◆ **DIRECTION**
Copy everything in the data below exactly except the pictures.

◆ **AVAILABLE DATA**
★ ★ ★ ★
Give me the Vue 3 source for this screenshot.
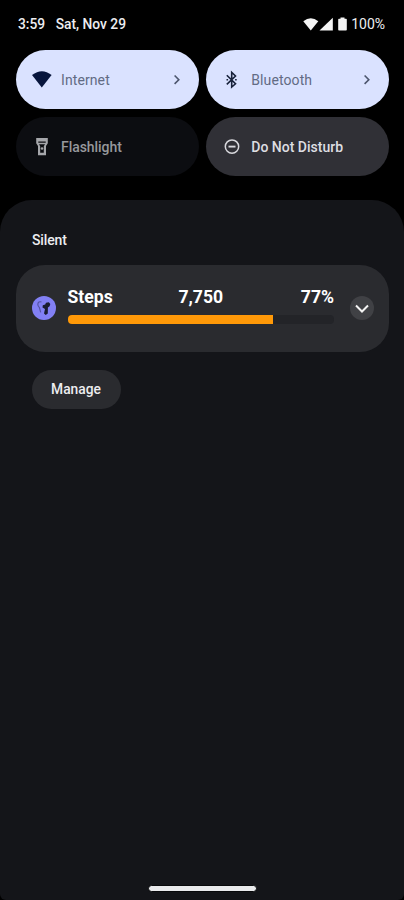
<script setup>
const tiles = [
  { id: 'internet', label: 'Internet', active: true, chevron: true },
  { id: 'bluetooth', label: 'Bluetooth', active: true, chevron: true },
  { id: 'flashlight', label: 'Flashlight', unavailable: true },
  { id: 'dnd', label: 'Do Not Disturb' },
]
const steps = { label: 'Steps', value: '7,750', percent: 77 }
</script>

<template>
  <main class="shade">
    <header class="status">
      <span class="time">3:59</span>
      <span class="date">Sat, Nov 29</span>
      <svg class="signals" width="45" height="14" viewBox="0 0 45 14" fill="#f4f4f4">
        <path d="M.3 4.200Q7.800-1.800 15.300 4.200L7.800 13.600Z" />
        <path d="M29.800 .8V13.600H16.500Z" />
        <path d="M37.500 .5h4v1.300h1.500q.8 0 .8.8v10.200q0 .8-.8.8h-7q-.8 0-.8-.8V2.600q0-.8.8-.8h1.500Z" />
      </svg>
      <span class="battery">100%</span>
    </header>

    <section class="tiles">
      <div
        v-for="tile in tiles"
        :key="tile.id"
        class="tile"
        :class="{ active: tile.active, unavailable: tile.unavailable }"
      >
        <svg class="tile-icon" width="20" height="20" viewBox="0 0 20 20" fill="none">
          <path v-if="tile.id === 'internet'" d="M0 5.100Q10-2.700 19.600 5.100L9.800 17.400Z" fill="#07153c" />
          <g v-else-if="tile.id === 'bluetooth'" stroke="#18223b" stroke-width="1.600">
            <path d="M4.800 5.300 13.500 13.800 9.700 17V2.400L13.500 6 4.800 14.300" />
            <path d="M4.500 9.800h1.600M13.100 9.800h1.600" stroke-width="1.400" />
          </g>
          <g v-else-if="tile.id === 'flashlight'">
            <path
              d="M4.200 1h11.600v5.200L14 9v9.200H6V9L4.200 6.200ZM6.300 4.500v1.200h7.400V4.500ZM7 7.200 8.200 9.200v6.600h3.600V9.200L13 7.200Z"
              fill="#a5a6aa"
              fill-rule="evenodd"
            />
            <circle cx="10" cy="11.500" r="1.300" fill="#a5a6aa" />
          </g>
          <g v-else stroke="#d8d8dd" stroke-width="1.500">
            <circle cx="10" cy="9.600" r="6.700" />
            <path d="M6.500 9.600h7" stroke-width="1.900" />
          </g>
        </svg>
        <span class="tile-label">{{ tile.label }}</span>
        <svg v-if="tile.chevron" class="chevron" width="8" height="12" viewBox="0 0 8 12" fill="none">
          <path d="M1.600 1.500 5.800 5.700 1.600 9.900" stroke="#4c556d" stroke-width="1.600" />
        </svg>
      </div>
    </section>

    <section class="panel">
      <h2 class="heading">Silent</h2>

      <article class="card">
        <svg class="app-icon" width="24" height="24" viewBox="0 0 24 24">
          <circle cx="12" cy="12" r="12" fill="#8280f4" />
          <path d="M9.500 6Q6.200 5 5.800 8.200 5.900 10.300 7.400 11.500L8.700 16.300" fill="none" stroke="#5553a5" stroke-width="1.200" />
          <path d="M10.500 11.500 10.800 9.200 13.200 8.500 14 6.700 16.800 6.300 18.300 8 17.600 10.300 15.900 11.500 15.800 17.500 13.700 19 12 17.500 13 13Z" fill="#1a1c31" />
        </svg>
        <div class="progress">
          <div class="figures">
            <span class="name">{{ steps.label }}</span>
            <span class="value">{{ steps.value }}</span>
            <span class="percent">{{ steps.percent }}%</span>
          </div>
          <div class="track">
            <div class="fill" :style="{ width: steps.percent + '%' }"></div>
          </div>
        </div>
        <button class="expand" aria-label="Expand">
          <svg width="24" height="24" viewBox="0 0 24 24" fill="none">
            <path d="M6 9.500 12 15.500 18 9.500" stroke="#f4f4f4" stroke-width="2" />
          </svg>
        </button>
      </article>

      <button class="manage">Manage</button>
      <div class="home-bar"></div>
    </section>
  </main>
</template>

<style>
body {
  background: #000;
}
</style>

<style scoped>
.shade {
  display: flex;
  flex-direction: column;
  box-sizing: border-box;
  width: 404px;
  height: 900px;
  background: #000;
  color: #ededf0;
  font-family: Roboto, 'Liberation Sans', sans-serif;
  font-weight: 500;
  overflow: hidden;
}

.status {
  display: flex;
  align-items: center;
  box-sizing: border-box;
  height: 50px;
  padding: 0 19px 3px 18px;
  font-size: 13.800px;
  line-height: 16px;
  white-space: nowrap;
}

.date {
  margin-left: 10.500px;
}

.signals {
  flex: none;
  margin-left: auto;
}

.battery {
  margin-left: 3px;
  font-size: 14px;
  font-weight: 400;
}

.tiles {
  display: grid;
  grid-template-columns: 182.900px 182.900px;
  grid-auto-rows: 59.300px;
  gap: 7.900px 7.400px;
  height: 150px;
  padding-left: 16px;
}

.tile {
  display: flex;
  align-items: center;
  box-sizing: border-box;
  padding: 0 18px 0 16px;
  border-radius: 30px;
  background: #303036;
  color: #dedee2;
}

.tile.active {
  background: #dae2ff;
  color: #626b84;
}

.tile.unavailable {
  background: #0c0d11;
  color: #97989c;
}

.tile-icon {
  flex: none;
}

.tile-label {
  margin-left: 9px;
  font-size: 14px;
  line-height: 20px;
  white-space: nowrap;
}

.tile.active .tile-label {
  font-weight: 400;
  letter-spacing: 0.1px;
}

.tile.unavailable .tile-label {
  letter-spacing: -0.05px;
}

.chevron {
  flex: none;
  margin-left: auto;
}

.panel {
  display: flex;
  flex: 1;
  flex-direction: column;
  align-items: flex-start;
  box-sizing: border-box;
  padding: 31px 15px 8px 16px;
  border-radius: 32px 32px 6px 6px;
  background: #141519;
}

.heading {
  margin: 0 0 0 16px;
  font-size: 14px;
  font-weight: 500;
  line-height: 18px;
  letter-spacing: -0.15px;
}

.card {
  display: flex;
  align-items: flex-start;
  box-sizing: border-box;
  width: 373px;
  height: 86.500px;
  margin-top: 16px;
  padding: 0 15px 0 16px;
  border-radius: 29px;
  background: #2a2b2f;
}

.app-icon {
  flex: none;
  margin-top: 31px;
}

.progress {
  flex: none;
  width: 266.500px;
  margin: 21px 0 0 11.500px;
}

.figures {
  display: grid;
  grid-template-columns: 1fr auto 1fr;
  color: #fff;
  font-size: 17.600px;
  font-weight: 700;
  line-height: 22px;
}

.percent {
  text-align: right;
}

.track {
  height: 8.500px;
  margin-top: 7px;
  border-radius: 4px;
  background: #232428;
  overflow: hidden;
}

.fill {
  height: 100%;
  background: #ff9908;
}

.expand {
  width: 24px;
  height: 24px;
  margin: 31px 0 0 auto;
  padding: 0;
  border: 0;
  border-radius: 50%;
  background: #404145;
}

.expand svg {
  display: block;
}

.manage {
  width: 89px;
  height: 39.500px;
  margin: 18px 0 0 16px;
  padding: 0 1px 0 0;
  border: 0;
  border-radius: 20px;
  background: #2a2b2f;
  color: #ededf0;
  font: 500 13.800px/20px Roboto, 'Liberation Sans', sans-serif;
}

.home-bar {
  width: 107px;
  height: 5px;
  margin: auto auto 0 132px;
  border: 1px solid #08090b;
  box-sizing: content-box;
  border-radius: 4px;
  background: #e9eaec;
}
</style>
★ ★ ★ ★
◆ **PROBLEM SOLUTION**
Give me the Vue 3 source for this screenshot.
<script setup>
const tiles = [
  { id: 'internet', label: 'Internet', active: true, chevron: true },
  { id: 'bluetooth', label: 'Bluetooth', active: true, chevron: true },
  { id: 'flashlight', label: 'Flashlight', unavailable: true },
  { id: 'dnd', label: 'Do Not Disturb' },
]
const steps = { label: 'Steps', value: '7,750', percent: 77 }
</script>

<template>
  <main class="shade">
    <header class="status">
      <span class="time">3:59</span>
      <span class="date">Sat, Nov 29</span>
      <svg class="signals" width="45" height="14" viewBox="0 0 45 14" fill="#f4f4f4">
        <path d="M.3 4.200Q7.800-1.800 15.300 4.200L7.800 13.600Z" />
        <path d="M29.800 .8V13.600H16.500Z" />
        <path d="M37.500 .5h4v1.300h1.500q.8 0 .8.8v10.200q0 .8-.8.8h-7q-.8 0-.8-.8V2.600q0-.8.8-.8h1.500Z" />
      </svg>
      <span class="battery">100%</span>
    </header>

    <section class="tiles">
      <div
        v-for="tile in tiles"
        :key="tile.id"
        class="tile"
        :class="{ active: tile.active, unavailable: tile.unavailable }"
      >
        <svg class="tile-icon" width="20" height="20" viewBox="0 0 20 20" fill="none">
          <path v-if="tile.id === 'internet'" d="M0 5.100Q10-2.700 19.600 5.100L9.800 17.400Z" fill="#07153c" />
          <g v-else-if="tile.id === 'bluetooth'" stroke="#18223b" stroke-width="1.600">
            <path d="M4.800 5.300 13.500 13.800 9.700 17V2.400L13.500 6 4.800 14.300" />
            <path d="M4.500 9.800h1.600M13.100 9.800h1.600" stroke-width="1.400" />
          </g>
          <g v-else-if="tile.id === 'flashlight'">
            <path
              d="M4.200 1h11.600v5.200L14 9v9.200H6V9L4.200 6.200ZM6.300 4.500v1.200h7.400V4.500ZM7 7.200 8.200 9.200v6.600h3.600V9.200L13 7.200Z"
              fill="#a5a6aa"
              fill-rule="evenodd"
            />
            <circle cx="10" cy="11.500" r="1.300" fill="#a5a6aa" />
          </g>
          <g v-else stroke="#d8d8dd" stroke-width="1.500">
            <circle cx="10" cy="9.600" r="6.700" />
            <path d="M6.500 9.600h7" stroke-width="1.900" />
          </g>
        </svg>
        <span class="tile-label">{{ tile.label }}</span>
        <svg v-if="tile.chevron" class="chevron" width="8" height="12" viewBox="0 0 8 12" fill="none">
          <path d="M1.600 1.500 5.800 5.700 1.600 9.900" stroke="#4c556d" stroke-width="1.600" />
        </svg>
      </div>
    </section>

    <section class="panel">
      <h2 class="heading">Silent</h2>

      <article class="card">
        <svg class="app-icon" width="24" height="24" viewBox="0 0 24 24">
          <circle cx="12" cy="12" r="12" fill="#8280f4" />
          <path d="M9.500 6Q6.200 5 5.800 8.200 5.900 10.300 7.400 11.500L8.700 16.300" fill="none" stroke="#5553a5" stroke-width="1.200" />
          <path d="M10.500 11.500 10.800 9.200 13.200 8.500 14 6.700 16.800 6.300 18.300 8 17.600 10.300 15.900 11.500 15.800 17.500 13.700 19 12 17.500 13 13Z" fill="#1a1c31" />
        </svg>
        <div class="progress">
          <div class="figures">
            <span class="name">{{ steps.label }}</span>
            <span class="value">{{ steps.value }}</span>
            <span class="percent">{{ steps.percent }}%</span>
          </div>
          <div class="track">
            <div class="fill" :style="{ width: steps.percent + '%' }"></div>
          </div>
        </div>
        <button class="expand" aria-label="Expand">
          <svg width="24" height="24" viewBox="0 0 24 24" fill="none">
            <path d="M6 9.500 12 15.500 18 9.500" stroke="#f4f4f4" stroke-width="2" />
          </svg>
        </button>
      </article>

      <button class="manage">Manage</button>
      <div class="home-bar"></div>
    </section>
  </main>
</template>

<style>
body {
  background: #000;
}
</style>

<style scoped>
.shade {
  display: flex;
  flex-direction: column;
  box-sizing: border-box;
  width: 404px;
  height: 900px;
  background: #000;
  color: #ededf0;
  font-family: Roboto, 'Liberation Sans', sans-serif;
  font-weight: 500;
  overflow: hidden;
}

.status {
  display: flex;
  align-items: center;
  box-sizing: border-box;
  height: 50px;
  padding: 0 19px 3px 18px;
  font-size: 13.800px;
  line-height: 16px;
  white-space: nowrap;
}

.date {
  margin-left: 10.500px;
}

.signals {
  flex: none;
  margin-left: auto;
}

.battery {
  margin-left: 3px;
  font-size: 14px;
  font-weight: 400;
}

.tiles {
  display: grid;
  grid-template-columns: 182.900px 182.900px;
  grid-auto-rows: 59.300px;
  gap: 7.900px 7.400px;
  height: 150px;
  padding-left: 16px;
}

.tile {
  display: flex;
  align-items: center;
  box-sizing: border-box;
  padding: 0 18px 0 16px;
  border-radius: 30px;
  background: #303036;
  color: #dedee2;
}

.tile.active {
  background: #dae2ff;
  color: #626b84;
}

.tile.unavailable {
  background: #0c0d11;
  color: #97989c;
}

.tile-icon {
  flex: none;
}

.tile-label {
  margin-left: 9px;
  font-size: 14px;
  line-height: 20px;
  white-space: nowrap;
}

.tile.active .tile-label {
  font-weight: 400;
  letter-spacing: 0.1px;
}

.tile.unavailable .tile-label {
  letter-spacing: -0.05px;
}

.chevron {
  flex: none;
  margin-left: auto;
}

.panel {
  display: flex;
  flex: 1;
  flex-direction: column;
  align-items: flex-start;
  box-sizing: border-box;
  padding: 31px 15px 8px 16px;
  border-radius: 32px 32px 6px 6px;
  background: #141519;
}

.heading {
  margin: 0 0 0 16px;
  font-size: 14px;
  font-weight: 500;
  line-height: 18px;
  letter-spacing: -0.15px;
}

.card {
  display: flex;
  align-items: flex-start;
  box-sizing: border-box;
  width: 373px;
  height: 86.500px;
  margin-top: 16px;
  padding: 0 15px 0 16px;
  border-radius: 29px;
  background: #2a2b2f;
}

.app-icon {
  flex: none;
  margin-top: 31px;
}

.progress {
  flex: none;
  width: 266.500px;
  margin: 21px 0 0 11.500px;
}

.figures {
  display: grid;
  grid-template-columns: 1fr auto 1fr;
  color: #fff;
  font-size: 17.600px;
  font-weight: 700;
  line-height: 22px;
}

.percent {
  text-align: right;
}

.track {
  height: 8.500px;
  margin-top: 7px;
  border-radius: 4px;
  background: #232428;
  overflow: hidden;
}

.fill {
  height: 100%;
  background: #ff9908;
}

.expand {
  width: 24px;
  height: 24px;
  margin: 31px 0 0 auto;
  padding: 0;
  border: 0;
  border-radius: 50%;
  background: #404145;
}

.expand svg {
  display: block;
}

.manage {
  width: 89px;
  height: 39.500px;
  margin: 18px 0 0 16px;
  padding: 0 1px 0 0;
  border: 0;
  border-radius: 20px;
  background: #2a2b2f;
  color: #ededf0;
  font: 500 13.800px/20px Roboto, 'Liberation Sans', sans-serif;
}

.home-bar {
  width: 107px;
  height: 5px;
  margin: auto auto 0 132px;
  border: 1px solid #08090b;
  box-sizing: content-box;
  border-radius: 4px;
  background: #e9eaec;
}
</style>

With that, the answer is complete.